A brief on the Armenians of Dhaka: Regardless of the absence of any definitive chronicle on the advent of the Armenians in Bengal, particularly to Dhaka, historians today unanimously agree that the Armenians started to arrive in Bengal, from the late 17th century onwards. It was the lure of trade and commerce which attracted them to come here during the Mughal, Nawabi and the colonial periods – Company and the British Raj. Towards the end of Mughal Emperor Aurangzeb's reign, Job Charnok of the East India Company, the founder of Calcutta, is said to have enlisted the services of the hardy and industrious Armenians, then newly arrived migrants to Bengal. Their pontifical seat was in Julfa, Isfahan, in Persia (Iran). Although Christian by faith, their fluency in the Persian language, and familiarity with the Persian culture (Shiite Muslim) greatly facilitated their assimilation in Bengal, since the court and official language, that is, the lingua franca of the society, was Farsi or Persian up until 1835. However, even after the introduction of English as the official language, the larger society and local communities in the urban areas and even in the hinterland, carried on with their daily interactions as usual in Persian, Hindustani, Urdu or Bengali, to the advantage of the multilingual Armenians in Dhaka, and elsewhere in Eastern Bengal.
The provenance of the early presence of Armenians in Dhaka is borne by the fact that there are two known existing old graves of Armenians dated between 1714 and 1795, within the premises of the historic Roman Catholic Church of the Holy Rosary at Tejgaon, built in 1677. The earliest Armenians in Dhaka settled in Tejgaon. There was once a small ruined wooden Armenian chapel in Armanitola over which the Armenian Apostolic Church of the Holy Resurrection, was built later in 1781. The site on which the Church stands today, was once part of an old cemetery. This property was owned by an Armenian called Agha Catachik Minassian (Minas), who donated the land for building of the church. The mortal remains of his wife Sophie, who died in Dhaka in 1764, lie interred inside the church.
The Armenians were classified as Europeans in India during the British rule. The census of 1866 listed 107 Armenians in the town of Dhaka. According to the census, there was one clergyman, five zamindars, thirty merchants, five shopkeepers and four government servants at that time in Dhaka, who were Armenians. The Armenians were a favoured community of the British, since they were not only Christians, but an intrepidly enterprising people, imbued with a pioneering spirit, and guided by a strong work ethic. They also became readily anglicised. Thus, they blended well with other Europeans and were often members of the exclusive British social clubs in Dhaka, Narayanganj and in a few district towns of Eastern Bengal, prior to the partition of British India in 1947.

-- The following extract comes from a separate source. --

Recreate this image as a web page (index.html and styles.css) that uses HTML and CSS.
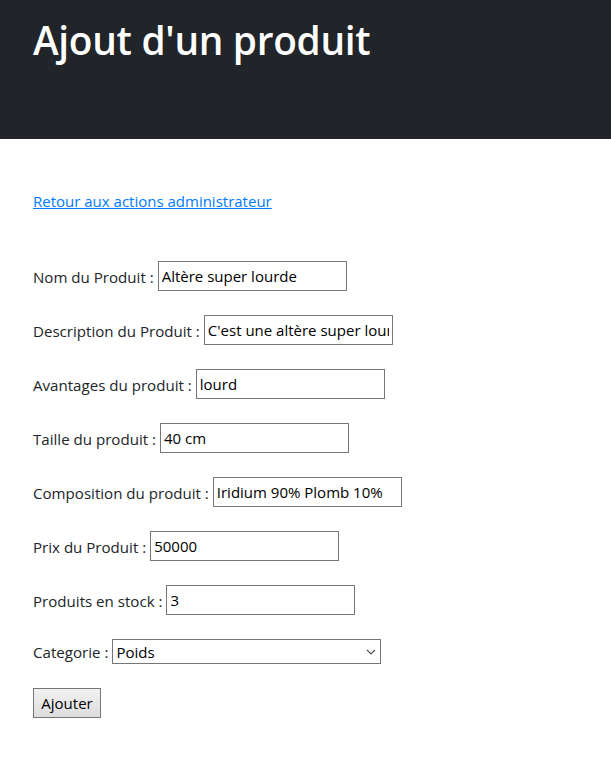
FILE: index.html
```html
<!DOCTYPE html>
<html lang="fr">
<head>
<meta charset="utf-8">
<title>Ajout d'un produit</title>
<link rel="stylesheet" href="styles.css">
</head>
<body>
<header class="jumbo">
  <h1 class="title">Ajout d'un produit</h1>
</header>
<main class="content">
  <a class="back" href="#">Retour aux actions administrateur</a>
  <form class="form">
    <div class="field"><label>Nom du Produit :</label><input class="txt" type="text" value="Altère super lourde"></div>
    <div class="field"><label>Description du Produit :</label><input class="txt" type="text" value="C'est une altère super lourde"></div>
    <div class="field"><label>Avantages du produit :</label><input class="txt" type="text" value="lourd"></div>
    <div class="field"><label>Taille du produit :</label><input class="txt" type="text" value="40 cm"></div>
    <div class="field"><label>Composition du produit :</label><input class="txt" type="text" value="Iridium 90% Plomb 10%"></div>
    <div class="field"><label>Prix du Produit :</label><input class="txt" type="text" value="50000"></div>
    <div class="field"><label>Produits en stock :</label><input class="txt" type="text" value="3"></div>
    <div class="field field-select"><label>Categorie :</label><span class="select-wrap"><select class="sel"><option>Poids</option></select><svg class="chev" width="10" height="6" viewBox="0 0 10 6"><path d="M1 1 L5 5 L9 1" fill="none" stroke="#555" stroke-width="1.2"/></svg></span></div>
    <div class="actions"><button class="btn" type="button">Ajouter</button></div>
  </form>
</main>
</body>
</html>
```
FILE: styles.css
```css
html, body {
  margin: 0;
  padding: 0;
}
body {
  font-family: "Open Sans", "Noto Sans", "Liberation Sans", sans-serif;
  font-size: 16px;
  line-height: 1.5;
  color: #212529;
  background: #fff;
}
.jumbo {
  background: #212529;
  height: 139px;
  box-sizing: border-box;
  padding: 17px 33px 0;
}
.title {
  margin: 0;
  color: #fff;
  font-size: 38.8px;
  font-weight: 600;
  line-height: 1.2;
  letter-spacing: -0.3px;
}
.content {
  padding: 50px 33px 0;
}
.back {
  display: inline-block;
  color: #007bff;
  text-decoration: underline;
  font-size: 15px;
  line-height: 24px;
}
.form {
  display: flex;
  flex-direction: column;
  gap: 24px;
  margin-top: 48px;
}
.field {
  display: flex;
  align-items: center;
  gap: 4px;
  height: 30px;
  font-size: 15.1px;
  white-space: pre;
}
.field label {
  position: relative;
  top: 1px;
}
.field-select {
  height: 25px;
}
.txt {
  box-sizing: border-box;
  width: 189px;
  height: 30px;
  margin: 0;
  padding: 0 3px;
  border: 1px solid #767676;
  border-radius: 0;
  font-family: inherit;
  font-size: 15px;
  line-height: 28px;
  color: #000;
  background: #fff;
}
.select-wrap {
  position: relative;
  display: inline-block;
}
.sel {
  appearance: none;
  -webkit-appearance: none;
  box-sizing: border-box;
  width: 269px;
  height: 25px;
  margin: 0;
  padding: 0 3px;
  border: 1px solid #767676;
  border-radius: 0;
  font-family: inherit;
  font-size: 15px;
  color: #000;
  background: #fff;
  display: block;
}
.chev {
  position: absolute;
  right: 5px;
  top: 10px;
}
.btn {
  box-sizing: border-box;
  width: 68px;
  height: 30px;
  padding: 0;
  border: 1px solid #767676;
  border-radius: 0;
  background: linear-gradient(#f2f2f2, #dcdcdc);
  font-family: inherit;
  font-size: 15px;
  color: #000;
}
```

The Armenians initially traded in rawhides, salt, spices, precious stones, saltpetre, calico and indigo. Later they prospered in the 19th century as the foremost pioneers of the lucrative jute industry in Dhaka and Narayanganj, setting up mechanised factories dealing in jute and cotton textiles, thereby, becoming manufactures and retailers, initiated steam navigation businesses, dealt in wholesale trading in essential commodities, were the first to establish and operate super-shops which sold luxury European goods, and set up small shops including thrift stores, confectionaries and boarding houses (hotels). By the early 19th century quite a few had speculated wisely and invested capital in land, becoming wealthy zamindars (landholders), and notable philanthropists. In recognition of their commendable services, the Mughals, the Nawabs of Bengal and the British conferred on them the variously spelled appellations of Khajeh, Khojah or Khaja derived from the Persian honorific title of Khawaja or Khwaja, meaning lord or master. This was often corrupted or anglicised to Coja. They also carried another honorific prefix to their names, that of Agha (also Aga), signifying their Iranian antecedents.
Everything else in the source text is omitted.